SI È ARRIVATI A CONTARE circa 25.000 ettari di coltivazioni distrutti. «I danni sono quantificabili nel 50 per cento delle coltivazioni, con incidenze per aree che arrivano fino al 60 per cento», spiega Serra. La Regione Sardegna ha istituito un’agenzia che geolocalizza le superfici colpite. In questo modo si è potuta misurare, al metro quadro per ogni singola zona, la presenza delle cavallette. Una procedura che in futuro potrebbe essere un’ottima arma, ma che per ora permette soltanto di quantificare i danni.
SECONDO ALLEVATORI e agricoltori nell’invasione delle cavallette non c’è nulla di casuale. Il fenomeno ha cause molto precise. Gli insetti si riproducono nelle terre incolte, che in Sardegna sono sempre più numerose. I produttori le abbandonano perché i prezzi dei prodotti agricoli sono, ormai da anni e in molti settori, sotto i costi di produzione. Coltivare la terra o allevare bestiame è un’impresa in perdita. La conseguenza è che in tante zone dell’isola interi territori si spopolano e un numero crescente di piccoli paesi che vivono di allevamento e di agricoltura gradualmente si svuotano. Una situazione che, proiettata nei prossimi decenni, condanna l’isola a un drastico ridimensionamento demografico.
SECONDO IL RAPPORTO «L’economia e la società nel Mezzogiorno» pubblicato lo scorso anno da Svimez, tra poco meno di cinquant’anni la Sardegna si troverà ad avere 1.181.774 abitanti, esattamente 466.402 in meno rispetto agli attuali 1.648.176. E da uno studio commissionato dalla Regione Sardegna tre anni fa all’Università di Cagliari emerge un dato allarmante: entro il 2080 trentatré dei 377 Comuni sardi si «estingueranno» per effetto del saldo demografico negativo: il numero delle morti supera quello delle nascite. Questi centri diventeranno villaggi fantasma, con case e strade vuote senza più alcuna presenza umana. Già oggi, secondo l’Istat, la Sardegna perde 5000 abitanti l’anno. Ma anche nel resto d’Italia tutta l’area appenninica, dalla Calabria alla Toscana, ha gli stessi problemi. La causa di fondo dello spopolamento, individuata nel corso dell’ultimo decennio da un’ormai vasta gamma di ricerche economiche, sociologiche e demografiche, è il crollo delle economie agricole delle aree colpite.
CROLLO CHE HA COME CAUSA principale il prevalere, in un panorama mondiale dominato delle politiche neoliberiste, di scelte di politica agricola che fanno gli interessi dei grandi gruppi transnazionali e delle mega catene di distribuzione. Locuste uguale Monsanto, quindi? Sì, ma non soltanto. Oltre allo spopolamento delle tradizionali aree di agricoltura non intensiva, infatti, un’altra causa dell’invasione degli insetti distruttori di raccolti è il mutamento climatico legato al global warming.

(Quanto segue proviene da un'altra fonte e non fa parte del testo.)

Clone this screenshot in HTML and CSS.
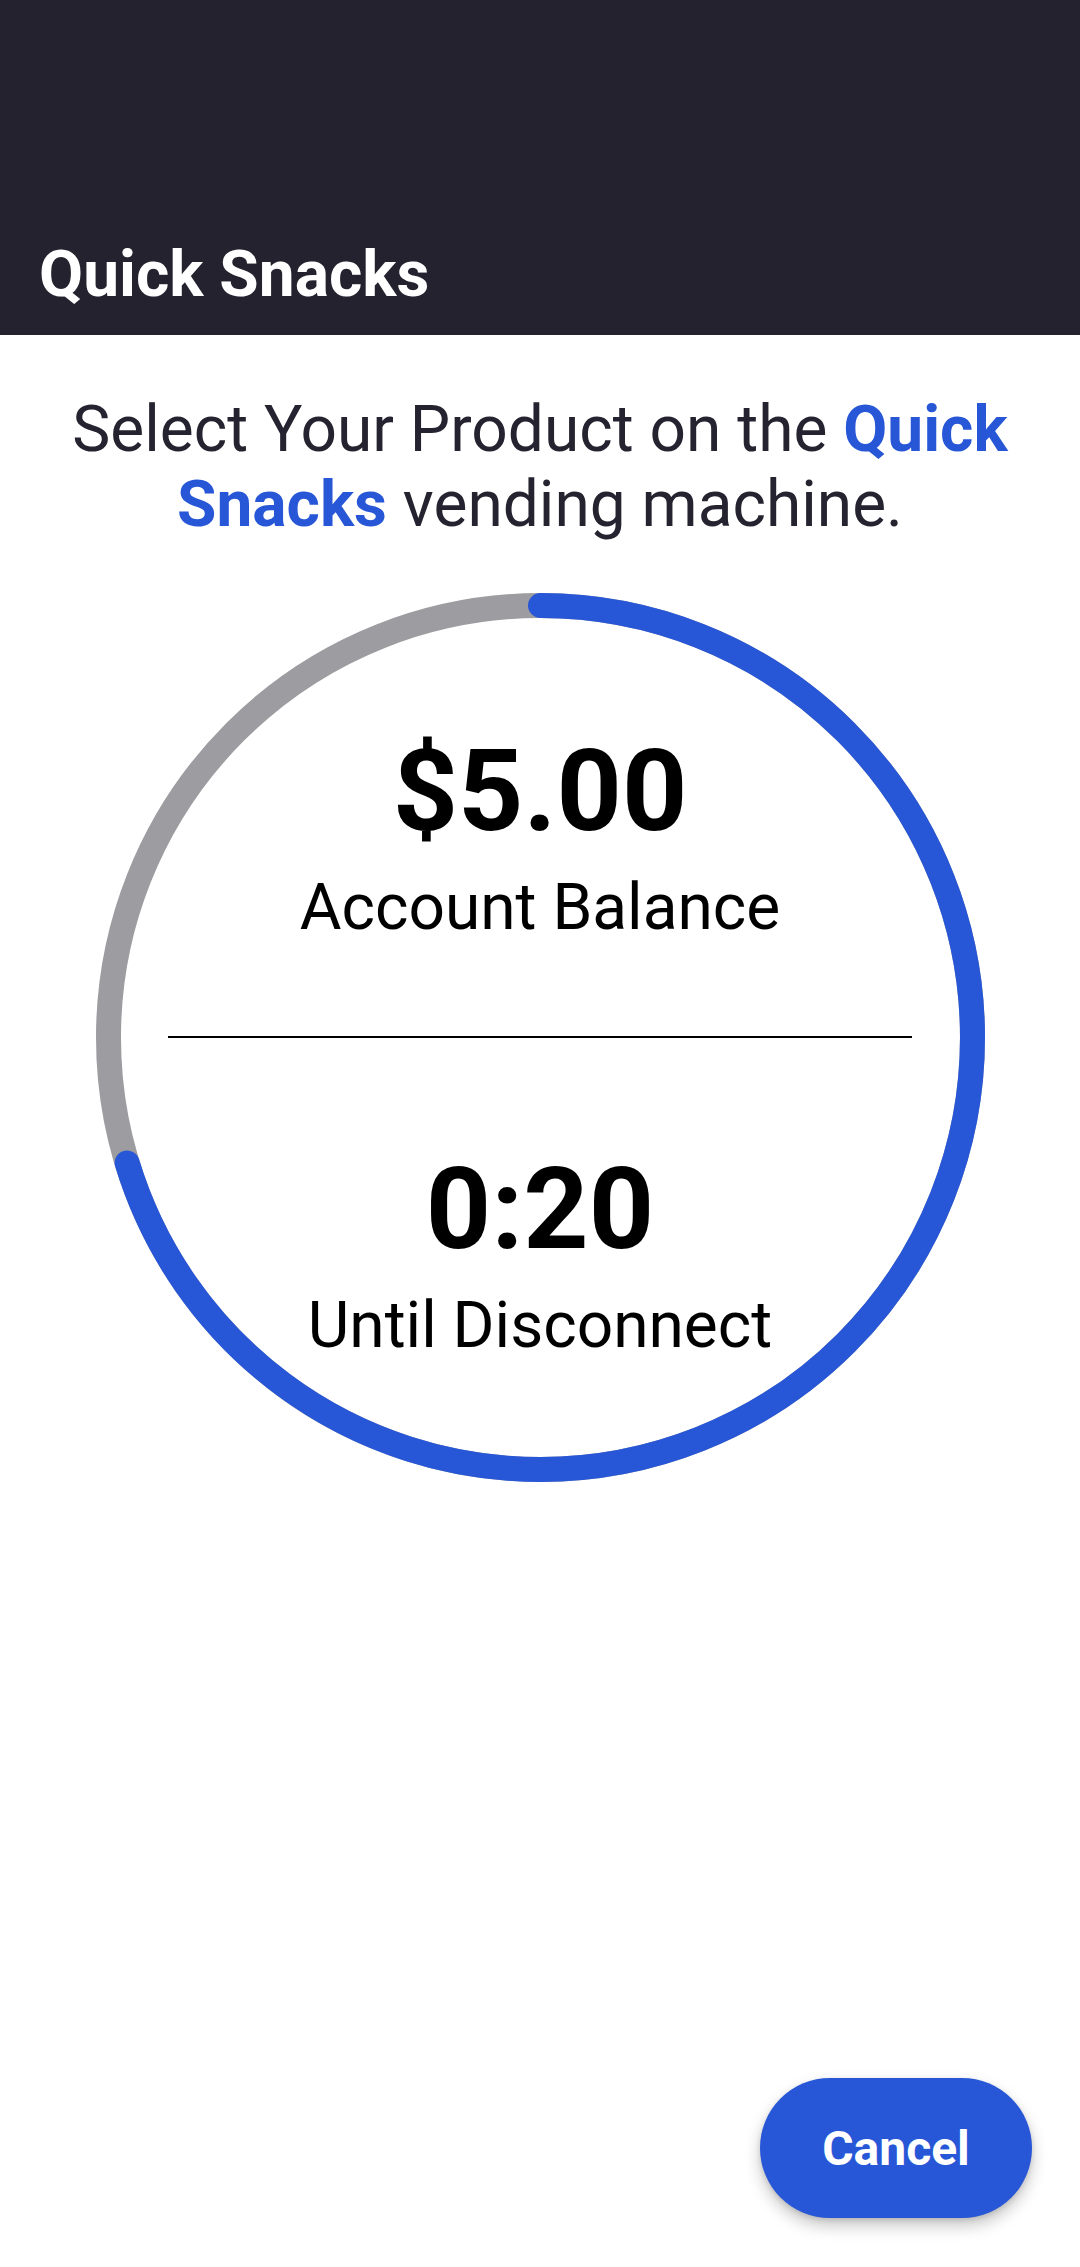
FILE: index.html
```html
<!DOCTYPE html>
<html lang="en">
<head>
<meta charset="utf-8">
<title>Quick Snacks</title>
<link rel="stylesheet" href="styles.css">
</head>
<body>
<div class="page">
  <header class="appbar">
    <h1 class="appbar-title">Quick Snacks</h1>
  </header>
  <main class="content">
    <p class="prompt">Select Your Product on the <strong class="brand">Quick Snacks</strong> vending machine.</p>
    <div class="dial">
      <svg class="ring" viewBox="0 0 889 889" aria-hidden="true">
        <circle class="ring-track" cx="444.5" cy="444.5" r="432"></circle>
        <circle class="ring-progress" cx="444.5" cy="444.5" r="432" stroke-dasharray="1908 2714.3" transform="rotate(-90 444.5 444.5)"></circle>
      </svg>
      <div class="dial-value">$5.00</div>
      <div class="dial-label">Account Balance</div>
      <div class="dial-divider"></div>
      <div class="dial-value">0:20</div>
      <div class="dial-label">Until Disconnect</div>
    </div>
  </main>
  <button class="fab" type="button">Cancel</button>
</div>
</body>
</html>
```
FILE: styles.css
```css
html, body {
  margin: 0;
  padding: 0;
  background: #ffffff;
}

body {
  font-family: Roboto, "Noto Sans", "Liberation Sans", sans-serif;
}

.page {
  min-height: 2267px;
  display: flex;
  flex-direction: column;
}

.appbar {
  height: 335px;
  box-sizing: border-box;
  background: #23222e;
  display: flex;
  flex-direction: column;
  justify-content: flex-end;
  padding: 0 39px 23px;
}

.appbar-title {
  margin: 0;
  color: #ffffff;
  font-size: 64px;
  font-weight: 700;
  line-height: 75px;
}

.content {
  display: flex;
  flex-direction: column;
  align-items: center;
}

.prompt {
  margin: 57px 0 0;
  padding: 0 50px;
  text-align: center;
  color: #24232f;
  font-size: 64px;
  line-height: 75px;
  font-weight: 400;
}

.brand {
  color: #2757d7;
  font-weight: 700;
}

.dial {
  position: relative;
  width: 889px;
  height: 889px;
  margin-top: 51px;
  box-sizing: border-box;
  padding-top: 131px;
  display: flex;
  flex-direction: column;
  align-items: center;
}

.ring {
  position: absolute;
  left: 0;
  top: 0;
  width: 889px;
  height: 889px;
}

.ring-track {
  fill: none;
  stroke: #9d9da1;
  stroke-width: 25;
}

.ring-progress {
  fill: none;
  stroke: #2757d7;
  stroke-width: 25;
  stroke-linecap: round;
}

.dial-value {
  position: relative;
  font-size: 114px;
  font-weight: 700;
  line-height: 134px;
  color: #000000;
}

.dial-label {
  position: relative;
  margin-top: 12px;
  font-size: 64px;
  font-weight: 400;
  line-height: 75px;
  color: #000000;
}

.dial-divider {
  position: relative;
  width: 744px;
  height: 2px;
  background: #000000;
  margin: 91px 0 104px;
}

.fab {
  margin-top: auto;
  align-self: flex-end;
  margin-right: 48px;
  margin-bottom: 49px;
  width: 272px;
  height: 140px;
  border: none;
  border-radius: 70px;
  background: #2757d7;
  color: #ffffff;
  font-family: Roboto, "Noto Sans", "Liberation Sans", sans-serif;
  font-size: 48px;
  font-weight: 700;
  box-shadow: 0 8px 16px rgba(0, 0, 0, 0.22), 0 2px 5px rgba(0, 0, 0, 0.12);
  padding: 0;
}
```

NELL’AFRICA ORIENTALE e nella penisola arabica i meteorologi hanno rilevato, nel 2018 e nel 2019, un’inconsueta iperattività ciclonica. E in tutto il Corno d’Africa le piogge, tra lo scorso ottobre e metà novembre, sono state superiori alla media del 300 per cento e, in Kenya, del 400 per cento. Nel complesso, il Corno d’Africa è stato colpito da otto cicloni nel 2019, registrando il più alto numero in un anno dal 1976. Tutti dati legati, secondo una ricerca di Carbon Brief, il sito web diretto dal giornalista ambientalista Leo Hickman, al climate change. E siccome la riproduzione delle locuste è favorita – dicono gli entomologi – da un aumento di umidità in ambienti di solito secchi come quelli desertici e predesertici, è evidente il nesso tra la loro proliferazione nell’Africa orientale e nel Corno d’Africa e la maggiore intensità, in quelle zone, delle piogge, effetto a sua volta del mutamento climatico.
SE QUINDI GLI AGRICOLTORI sardi e gli allevatori kenyoti sono alla disperazione, è sì per le cavallette, ma anche perché il mondo gira davvero molto male.